Bitcoin’s long-term price structure is entering a critical phase, with new power-law analysis suggesting the market may face a decisive test around $65,000 if 2026 unfolds as a year of consolidation rather than expansion.
The warning comes from Jurrien Timmer, director of global macro at Fidelity Investments, who argues that while Bitcoin’s growth trajectory is evolving, traditional bear markets are far from obsolete. Instead, they remain a structural feature of a maturing, finite asset operating within global financial markets.
Power law vs. the internet S-curve
Bitcoin’s price has historically oscillated around a power-law curve, a long-term model that attempts to define “fair value” by accounting for adoption growth and scarcity. During major bull markets, price has tended to overshoot this curve, while extended drawdowns have often coincided with tests of its lower support band.
According to Timmer, Bitcoin has recently tracked closer to an internet-style S-curve — a smoother adoption path — rather than aggressively following the power-law trajectory. That shift, however, does not imply immunity from deep corrections.
“For now, the line in the sand for Bitcoin is $65,000,” Timmer wrote, referencing the former cycle high. Below that, he identified roughly $45,000 as the current location of the lower power-law support line — a level historically associated with long-term bottoms.
The implication is not an imminent collapse, but a structural vulnerability if price remains compressed through 2026.
Why $65,000 matters
The $65,000 zone carries psychological and technical weight. It represents a prior all-time high from the previous cycle and sits well above the current power-law trendline. If Bitcoin enters a prolonged consolidation phase, that trendline will continue to rise, potentially converging with $65,000 over the next year.
“That could become a do-or-die line in the sand for Bitcoin,” Timmer warned.
A sustained break below that region would challenge narratives that Bitcoin has “outgrown” its four-year cycle dynamics. While halving events may exert diminishing marginal impact over time, both Timmer and other macro analysts argue that cyclical drawdowns remain inevitable.
David Eng, an executive closely following power-law dynamics, echoed that view, noting that Bitcoin is not a standalone technology curve like the internet.
“Bitcoin is a scarce, fixed asset inside the financial system,” Eng said. “Prices still overshoot and undershoot. Bear markets don’t disappear just because adoption matures.”
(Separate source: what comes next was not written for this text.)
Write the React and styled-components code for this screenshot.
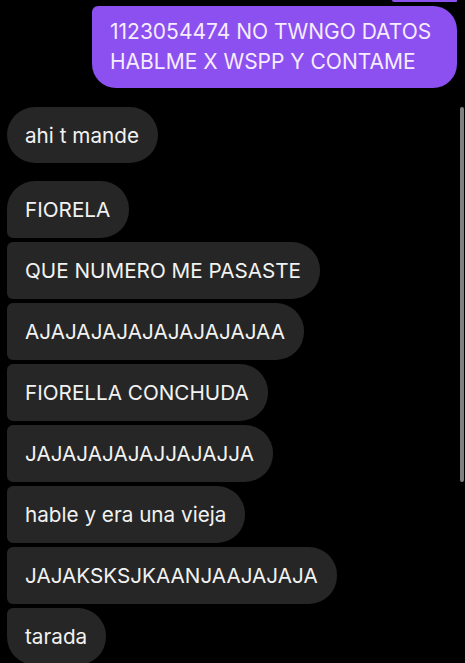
import React from "react";
import styled, { createGlobalStyle } from "styled-components";

const GlobalStyle = createGlobalStyle`
  html, body {
    margin: 0;
    padding: 0;
    background: #000;
  }
  body {
    font-family: Inter, "Liberation Sans", Arial, sans-serif;
  }
`;

const Screen = styled.div`
  position: relative;
  width: 465px;
  height: 663px;
  overflow: hidden;
  background: #000;
`;

const Thread = styled.div`
  display: flex;
  flex-direction: column;
  padding: 0 8px 0 7px;
`;

const PrevTail = styled.div`
  align-self: flex-end;
  width: 65px;
  height: 2px;
  background: #8c4ff0;
  border-radius: 0 0 4px 10px;
`;

const Sent = styled.div`
  align-self: flex-end;
  margin-top: 4px;
  width: 365px;
  box-sizing: border-box;
  padding: 11px 18px 0 18px;
  height: 82px;
  background: #8c4ff0;
  color: #f6ecff;
  font-size: 21px;
  line-height: 30px;
  border-radius: 6px 24px 24px 24px;
`;

const Group = styled.div`
  display: flex;
  flex-direction: column;
  align-items: flex-start;
  gap: 4px;
  margin-top: ${(p) => p.top}px;
`;

const corner = (pos) => {
  if (pos === "single") return "28px";
  if (pos === "first") return "28px 28px 28px 6px";
  if (pos === "last") return "6px 28px 28px 28px";
  return "6px 28px 28px 6px";
};

const Bubble = styled.div`
  display: flex;
  align-items: center;
  height: ${(p) => (p.pos === "single" ? 56 : 57)}px;
  padding: 0 19px 0 18px;
  background: #262626;
  color: #f2f2f2;
  font-size: 20.7px;
  white-space: nowrap;
  border-radius: ${(p) => corner(p.pos)};
`;

const Scrollbar = styled.div`
  position: absolute;
  right: 1px;
  top: 107px;
  width: 4px;
  height: 375px;
  border-radius: 2px;
  background: #808080;
`;

const received = [
  "FIORELA",
  "QUE NUMERO ME PASASTE",
  "AJAJAJAJAJAJAJAJAJAA",
  "FIORELLA CONCHUDA",
  "JAJAJAJAJAJJAJAJJA",
  "hable y era una vieja",
  "JAJAKSKSJKAANJAAJAJAJA",
  "tarada",
];

const App = () => {
  return (
    <Screen>
      <GlobalStyle />
      <Thread>
        <PrevTail />
        <Sent>
          1123054474 NO TWNGO DATOS
          <br />
          HABLME X WSPP Y CONTAME
        </Sent>
        <Group top={19}>
          <Bubble pos="single">ahi t mande</Bubble>
        </Group>
        <Group top={18}>
          {received.map((text, i) => (
            <Bubble
              key={i}
              pos={i === 0 ? "first" : i === received.length - 1 ? "last" : "middle"}
            >
              {text}
            </Bubble>
          ))}
        </Group>
      </Thread>
      <Scrollbar />
    </Screen>
  );
};

export default App;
Compressed price, unresolved tension
From a strategic perspective, current price action reflects compression rather than exhaustion. Bitcoin ended 2025 lower than it began — an unusual outcome in a post-halving year — reigniting debate over whether the four-year cycle model still applies.
Power-law proponents argue that history suggests resolution usually comes through price “catching up” to the model, not the model breaking down. That could imply an eventual upside release if Bitcoin avoids prolonged stagnation below key levels.
Still, the near-term risk is asymmetric. If macro headwinds persist — tight liquidity, elevated real yields or regulatory friction — Bitcoin could be forced to test structural support before any renewed advance.
As 2026 unfolds, $65,000 stands out as more than just another round number. It is shaping up as the level that may determine whether Bitcoin resumes its long-term growth trajectory — or confirms that a deeper cyclical reset is still unfinished.